La vidéo de L’Express est précédée de 5 secondes d’un texte d’avertissement qui tient lieu d’image d’appel de la vidéo. Au dessus, un texte explique aux lecteurs que « Si l’événement est d’une grande violence, la vidéo ne comporte pas d’images sanglantes. Les regarder reste un choix individuel. » L’auteure du texte, Emma Defaud, rédactrice en chef de L’Express.fr, raconte avoir d’abord publié la vidéo, puis l’avoir fait enlever une vingtaine de minutes: «C’était quelque chose d’important, j’avais besoin de bien établir les raisons pour lesquelles on le faisait. On en a beaucoup discuté dans la rédaction. Et comme cela engageait le titre, je suis allée voir Christophe Barbier, qui m’a donné son accord.»

«On n’impose pas la vidéo, c’est le choix de l’internaute»

Pour Emma Defaud, «la première idée, c’est qu’on ne l’impose pas. A l’inverse d’une radio ou d’une télé, c’est le choix de l’internaute. On n’est pas en autoplay.» Ensuite, pour la journaliste, «ce n’est pas sanglant, on ne touche pas à la dignité des personnes. On ne voit pas les gens mourir [la caméra tombe. On entend les cris et les coups de feu]. Ce n’est pas la mort en direct.»

Troisième argument, valable à cause des deux premiers, insiste la journaliste: «C’est une information. Ça a été diffusé en ligne, sur les ondes, ça fait l’objet d’une enquête. Ne pas les montrer, n’est-ce pas déserter l’info? Notre rôle est-il d’aller dire que les médias sociaux en donnent toujours plus que nous?»

En revanche, au sujet des vidéos prises par le tireur arrivées ensuite, et non diffusées, «l’arbitrage était immédiat, puisqu’il y avait une forme de voyeurisme mise en scène par le tueur lui-même».

A l’évocation de la vidéo de la mort du policier le 7 janvier lors de l’attaque de Charlie Hebdo, qu’aucun média français n’avait diffusé, à l’exception du Point qui en avait tiré sa Une, la journaliste estime: «C’est très différent.

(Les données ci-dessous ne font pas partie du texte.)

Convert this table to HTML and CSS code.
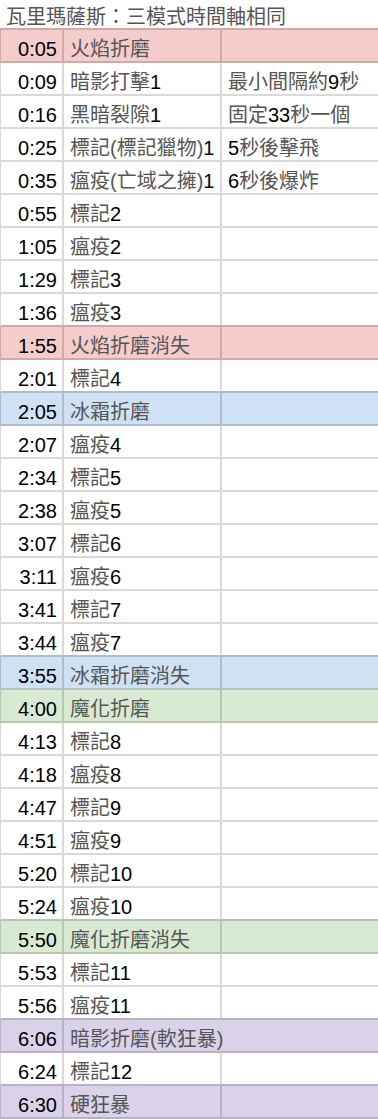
FILE: index.html
```html
<!DOCTYPE html>
<html lang="zh-Hant">
<head>
<meta charset="utf-8">
<title>瓦里瑪薩斯</title>
<link rel="stylesheet" href="styles.css">
</head>
<body>
<div class="sheet">
  <div class="title"><span class="k">瓦里瑪薩斯：三模式時間軸相同</span></div>
  <div class="row red"><div class="c t">0:05</div><div class="c n"><span class="k">火焰折磨</span></div><div class="c d"></div></div>
  <div class="row"><div class="c t">0:09</div><div class="c n"><span class="k">暗影打擊</span>1</div><div class="c d"><span class="k">最小間隔約</span>9<span class="k">秒</span></div></div>
  <div class="row"><div class="c t">0:16</div><div class="c n"><span class="k">黑暗裂隙</span>1</div><div class="c d"><span class="k">固定</span>33<span class="k">秒一個</span></div></div>
  <div class="row"><div class="c t">0:25</div><div class="c n"><span class="k">標記(標記獵物)</span>1</div><div class="c d">5<span class="k">秒後擊飛</span></div></div>
  <div class="row"><div class="c t">0:35</div><div class="c n"><span class="k">瘟疫(亡域之擁)</span>1</div><div class="c d">6<span class="k">秒後爆炸</span></div></div>
  <div class="row"><div class="c t">0:55</div><div class="c n"><span class="k">標記</span>2</div><div class="c d"></div></div>
  <div class="row"><div class="c t">1:05</div><div class="c n"><span class="k">瘟疫</span>2</div><div class="c d"></div></div>
  <div class="row"><div class="c t">1:29</div><div class="c n"><span class="k">標記</span>3</div><div class="c d"></div></div>
  <div class="row"><div class="c t">1:36</div><div class="c n"><span class="k">瘟疫</span>3</div><div class="c d"></div></div>
  <div class="row red"><div class="c t">1:55</div><div class="c n"><span class="k">火焰折磨消失</span></div><div class="c d"></div></div>
  <div class="row"><div class="c t">2:01</div><div class="c n"><span class="k">標記</span>4</div><div class="c d"></div></div>
  <div class="row blue"><div class="c t">2:05</div><div class="c n"><span class="k">冰霜折磨</span></div><div class="c d"></div></div>
  <div class="row"><div class="c t">2:07</div><div class="c n"><span class="k">瘟疫</span>4</div><div class="c d"></div></div>
  <div class="row"><div class="c t">2:34</div><div class="c n"><span class="k">標記</span>5</div><div class="c d"></div></div>
  <div class="row"><div class="c t">2:38</div><div class="c n"><span class="k">瘟疫</span>5</div><div class="c d"></div></div>
  <div class="row"><div class="c t">3:07</div><div class="c n"><span class="k">標記</span>6</div><div class="c d"></div></div>
  <div class="row"><div class="c t">3:11</div><div class="c n"><span class="k">瘟疫</span>6</div><div class="c d"></div></div>
  <div class="row"><div class="c t">3:41</div><div class="c n"><span class="k">標記</span>7</div><div class="c d"></div></div>
  <div class="row"><div class="c t">3:44</div><div class="c n"><span class="k">瘟疫</span>7</div><div class="c d"></div></div>
  <div class="row blue"><div class="c t">3:55</div><div class="c n"><span class="k">冰霜折磨消失</span></div><div class="c d"></div></div>
  <div class="row green"><div class="c t">4:00</div><div class="c n"><span class="k">魔化折磨</span></div><div class="c d"></div></div>
  <div class="row"><div class="c t">4:13</div><div class="c n"><span class="k">標記</span>8</div><div class="c d"></div></div>
  <div class="row"><div class="c t">4:18</div><div class="c n"><span class="k">瘟疫</span>8</div><div class="c d"></div></div>
  <div class="row"><div class="c t">4:47</div><div class="c n"><span class="k">標記</span>9</div><div class="c d"></div></div>
  <div class="row"><div class="c t">4:51</div><div class="c n"><span class="k">瘟疫</span>9</div><div class="c d"></div></div>
  <div class="row"><div class="c t">5:20</div><div class="c n"><span class="k">標記</span>10</div><div class="c d"></div></div>
  <div class="row"><div class="c t">5:24</div><div class="c n"><span class="k">瘟疫</span>10</div><div class="c d"></div></div>
  <div class="row green"><div class="c t">5:50</div><div class="c n"><span class="k">魔化折磨消失</span></div><div class="c d"></div></div>
  <div class="row"><div class="c t">5:53</div><div class="c n"><span class="k">標記</span>11</div><div class="c d"></div></div>
  <div class="row"><div class="c t">5:56</div><div class="c n"><span class="k">瘟疫</span>11</div><div class="c d"></div></div>
  <div class="row purple"><div class="c t">6:06</div><div class="c n wide"><span class="k">暗影折磨(軟狂暴)</span></div></div>
  <div class="row"><div class="c t">6:24</div><div class="c n"><span class="k">標記</span>12</div><div class="c d"></div></div>
  <div class="row purple"><div class="c t">6:30</div><div class="c n"><span class="k">硬狂暴</span></div><div class="c d"></div></div>
</div>
</body>
</html>
```
FILE: styles.css
```css
* { box-sizing: border-box; }
html, body { margin: 0; padding: 0; background: #ffffff; }
body {
  font-family: "Liberation Sans", "Noto Sans CJK TC", sans-serif;
  font-size: 20px;
  color: #000000;
}
.sheet { width: 378px; overflow: hidden; }
.k { color: #555555; }
.title {
  height: 28px;
  padding-left: 6px;
  display: flex;
  align-items: flex-end;
  line-height: 20px;
  padding-bottom: 1px;
  white-space: nowrap;
}
.row {
  --line: #d9d9d9;
  display: grid;
  grid-template-columns: 63px 158px 1fr;
  height: 33px;
  border-bottom: 2px solid var(--line);
  border-left: 1px solid var(--line);
  background: #ffffff;
}
.title + .row { border-top: 2px solid var(--line); height: 35px; }
.c {
  display: flex;
  align-items: flex-end;
  line-height: 20px;
  padding-bottom: 2px;
  border-right: 2px solid var(--line);
  white-space: nowrap;
  overflow: visible;
}
.t { justify-content: flex-end; padding-right: 5px; }
.n { padding-left: 6px; }
.d { padding-left: 6px; border-right: none; }
.wide { grid-column: span 2; border-right: none; }

.red { background: #f4cccc; --line: #d5a7a7; }
.blue { background: #cfe2f3; --line: #adbdce; }
.green { background: #d9ead3; --line: #b7c7b1; }
.purple { background: #d9d2e9; --line: #b8b1c8; }

.row:has(+ .red) { border-bottom-color: #d5a7a7; }
.row:has(+ .blue) { border-bottom-color: #adbdce; }
.row:has(+ .green) { border-bottom-color: #b6c2bf; }
.row:has(+ .purple) { border-bottom-color: #b8b1c8; }
.title:has(+ .red) + .row { border-top-color: #d5a7a7; }
```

On voit quelqu’un se faire tuer. On atteint la dignité de la personne. Et c’est une image volée, achetée, et non pré-diffusée à la télé.» Emma Defaud évoque de son côté la vidéo du crash de Jules Bianchi, largement diffusée mi-juillet. «Le fossé entre la levée de bouclier hier et l’absence de réactions quand tout le monde a diffusé la vidéo du crash de Bianchi m’interroge.»

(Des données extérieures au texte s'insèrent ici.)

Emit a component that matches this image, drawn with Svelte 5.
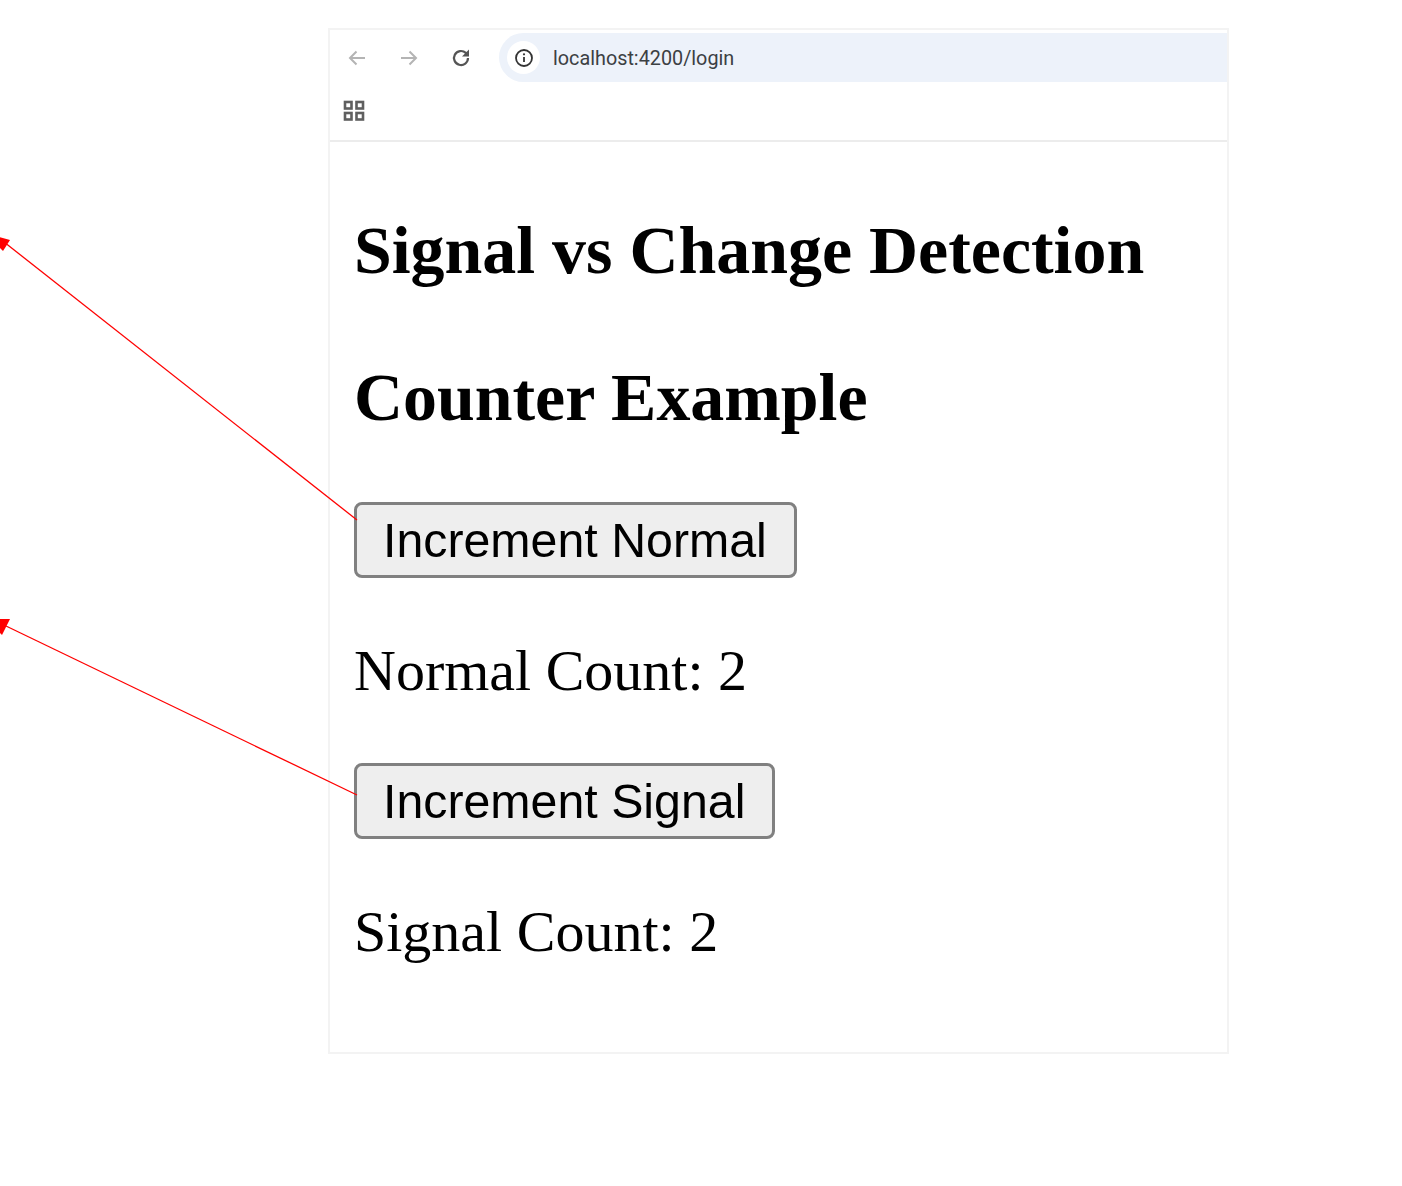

A lire: Sur les réseaux sociaux, la mort en direct et en autoplay

«Que les images arrivent en direct, ce n’était pas anodin»

Comme de nombreux médias parmi lesquels LeMonde.fr ou Libération.fr, LeFigaro.fr a pris le parti de ne pas diffuser les images. De façon collégiale, «rapidement» et «de manière assez simple», explique Sylvain Chatelain, chef de service adjoint en charge de la vidéo. «Il n’y a pas eu particulièrement de débat.» Pour deux raisons principales, explique le journaliste. D’abord «parce que les images étaient particulièrement choquantes». «Même si on ne voyait pas de sang, les images sont arrivées quasiment en même temps que l’information qu’ils étaient tous les deux morts, donc il n’y avait pas de doutes sur ce à quoi on assistait.»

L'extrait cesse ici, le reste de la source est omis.